-- begin --

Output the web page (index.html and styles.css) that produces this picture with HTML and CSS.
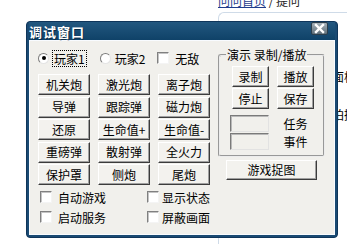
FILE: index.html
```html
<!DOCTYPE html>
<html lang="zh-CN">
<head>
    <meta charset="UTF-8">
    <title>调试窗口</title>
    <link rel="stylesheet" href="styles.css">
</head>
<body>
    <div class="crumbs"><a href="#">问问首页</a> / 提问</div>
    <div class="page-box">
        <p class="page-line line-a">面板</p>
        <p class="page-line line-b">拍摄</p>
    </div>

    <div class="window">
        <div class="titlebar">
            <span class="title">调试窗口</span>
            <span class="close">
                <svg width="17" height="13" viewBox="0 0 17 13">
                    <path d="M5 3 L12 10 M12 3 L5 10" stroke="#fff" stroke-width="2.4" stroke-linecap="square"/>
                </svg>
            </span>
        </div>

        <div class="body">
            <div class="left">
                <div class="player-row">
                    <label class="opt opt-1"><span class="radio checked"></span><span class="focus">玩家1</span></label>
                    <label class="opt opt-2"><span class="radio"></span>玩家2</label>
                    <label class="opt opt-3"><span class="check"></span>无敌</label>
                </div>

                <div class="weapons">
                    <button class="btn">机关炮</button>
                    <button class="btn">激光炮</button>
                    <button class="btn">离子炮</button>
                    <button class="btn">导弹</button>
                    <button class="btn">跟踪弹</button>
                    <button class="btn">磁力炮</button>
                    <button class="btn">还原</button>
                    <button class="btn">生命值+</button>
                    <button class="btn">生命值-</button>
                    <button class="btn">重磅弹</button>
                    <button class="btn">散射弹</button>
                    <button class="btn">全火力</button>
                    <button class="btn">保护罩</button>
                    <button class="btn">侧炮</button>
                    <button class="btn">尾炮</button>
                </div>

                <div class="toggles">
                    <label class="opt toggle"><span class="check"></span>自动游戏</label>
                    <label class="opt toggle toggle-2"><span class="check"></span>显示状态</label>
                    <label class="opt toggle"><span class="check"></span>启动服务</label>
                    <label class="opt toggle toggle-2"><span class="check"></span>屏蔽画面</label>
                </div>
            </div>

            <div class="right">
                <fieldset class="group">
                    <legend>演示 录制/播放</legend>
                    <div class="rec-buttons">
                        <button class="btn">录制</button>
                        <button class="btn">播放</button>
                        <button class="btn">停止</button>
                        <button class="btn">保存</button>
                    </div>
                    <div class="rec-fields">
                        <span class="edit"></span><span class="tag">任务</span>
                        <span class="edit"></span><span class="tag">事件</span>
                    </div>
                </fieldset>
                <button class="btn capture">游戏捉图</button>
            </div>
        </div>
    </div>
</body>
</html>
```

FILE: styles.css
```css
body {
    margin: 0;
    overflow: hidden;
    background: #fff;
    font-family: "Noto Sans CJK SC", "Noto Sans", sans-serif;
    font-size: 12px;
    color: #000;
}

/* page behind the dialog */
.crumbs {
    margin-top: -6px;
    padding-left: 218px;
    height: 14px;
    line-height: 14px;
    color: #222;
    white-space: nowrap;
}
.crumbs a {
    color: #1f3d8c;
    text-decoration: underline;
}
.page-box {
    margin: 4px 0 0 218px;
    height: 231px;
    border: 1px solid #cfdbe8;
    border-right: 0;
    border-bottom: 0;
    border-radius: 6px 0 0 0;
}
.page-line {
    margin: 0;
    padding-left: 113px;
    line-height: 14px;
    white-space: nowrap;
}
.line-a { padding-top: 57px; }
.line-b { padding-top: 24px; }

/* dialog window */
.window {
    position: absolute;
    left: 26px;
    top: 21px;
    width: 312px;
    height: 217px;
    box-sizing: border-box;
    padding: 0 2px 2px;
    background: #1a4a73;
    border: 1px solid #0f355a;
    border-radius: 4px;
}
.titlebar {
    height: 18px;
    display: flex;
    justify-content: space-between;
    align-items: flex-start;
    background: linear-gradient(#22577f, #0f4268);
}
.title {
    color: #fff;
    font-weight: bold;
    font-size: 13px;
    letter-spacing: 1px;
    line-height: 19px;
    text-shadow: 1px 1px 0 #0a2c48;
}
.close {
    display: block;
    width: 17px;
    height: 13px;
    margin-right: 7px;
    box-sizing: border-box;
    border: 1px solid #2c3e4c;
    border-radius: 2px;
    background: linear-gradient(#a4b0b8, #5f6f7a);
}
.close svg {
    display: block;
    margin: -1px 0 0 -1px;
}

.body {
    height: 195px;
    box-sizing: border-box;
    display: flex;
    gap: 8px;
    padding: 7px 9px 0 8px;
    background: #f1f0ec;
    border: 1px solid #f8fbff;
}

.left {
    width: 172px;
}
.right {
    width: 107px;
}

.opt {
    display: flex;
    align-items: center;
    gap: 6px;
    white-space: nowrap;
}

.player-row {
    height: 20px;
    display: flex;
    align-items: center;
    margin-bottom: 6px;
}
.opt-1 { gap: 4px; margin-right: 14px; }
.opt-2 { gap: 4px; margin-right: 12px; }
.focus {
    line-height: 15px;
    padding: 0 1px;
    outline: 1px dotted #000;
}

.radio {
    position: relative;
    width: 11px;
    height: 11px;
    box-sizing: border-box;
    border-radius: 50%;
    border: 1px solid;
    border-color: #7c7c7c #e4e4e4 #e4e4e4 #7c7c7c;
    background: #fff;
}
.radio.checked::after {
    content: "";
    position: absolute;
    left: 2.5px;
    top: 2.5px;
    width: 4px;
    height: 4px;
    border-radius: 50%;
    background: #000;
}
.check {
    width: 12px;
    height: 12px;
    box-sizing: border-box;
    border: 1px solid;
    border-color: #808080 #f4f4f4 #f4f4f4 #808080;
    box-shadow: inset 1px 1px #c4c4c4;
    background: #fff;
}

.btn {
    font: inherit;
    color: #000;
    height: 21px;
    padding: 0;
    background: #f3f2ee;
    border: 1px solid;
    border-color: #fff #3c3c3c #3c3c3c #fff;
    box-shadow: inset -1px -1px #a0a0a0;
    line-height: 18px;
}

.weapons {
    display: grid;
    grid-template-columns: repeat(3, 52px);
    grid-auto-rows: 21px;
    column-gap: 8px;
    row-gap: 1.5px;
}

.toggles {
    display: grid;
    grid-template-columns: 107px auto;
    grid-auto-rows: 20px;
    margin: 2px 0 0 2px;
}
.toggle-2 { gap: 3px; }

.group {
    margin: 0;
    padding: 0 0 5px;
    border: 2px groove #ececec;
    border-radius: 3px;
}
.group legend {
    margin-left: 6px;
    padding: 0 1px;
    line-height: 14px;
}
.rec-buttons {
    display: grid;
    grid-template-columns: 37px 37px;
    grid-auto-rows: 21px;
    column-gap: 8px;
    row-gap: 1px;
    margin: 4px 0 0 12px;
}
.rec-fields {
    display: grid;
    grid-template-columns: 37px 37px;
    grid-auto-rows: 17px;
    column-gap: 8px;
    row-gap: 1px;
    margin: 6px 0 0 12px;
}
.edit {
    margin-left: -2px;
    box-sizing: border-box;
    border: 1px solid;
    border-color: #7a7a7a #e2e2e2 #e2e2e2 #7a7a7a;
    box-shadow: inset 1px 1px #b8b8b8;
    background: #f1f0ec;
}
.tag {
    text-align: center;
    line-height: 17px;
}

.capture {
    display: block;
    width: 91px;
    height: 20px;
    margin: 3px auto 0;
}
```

-- end --

**Stated task:** Copy every single line of the material above that holds "page".

**Completed exercise:**
Output the web page (index.html and styles.css) that produces this picture with HTML and CSS.
    <div class="page-box">
        <p class="page-line line-a">面板</p>
        <p class="page-line line-b">拍摄</p>
/* page behind the dialog */
.page-box {
.page-line {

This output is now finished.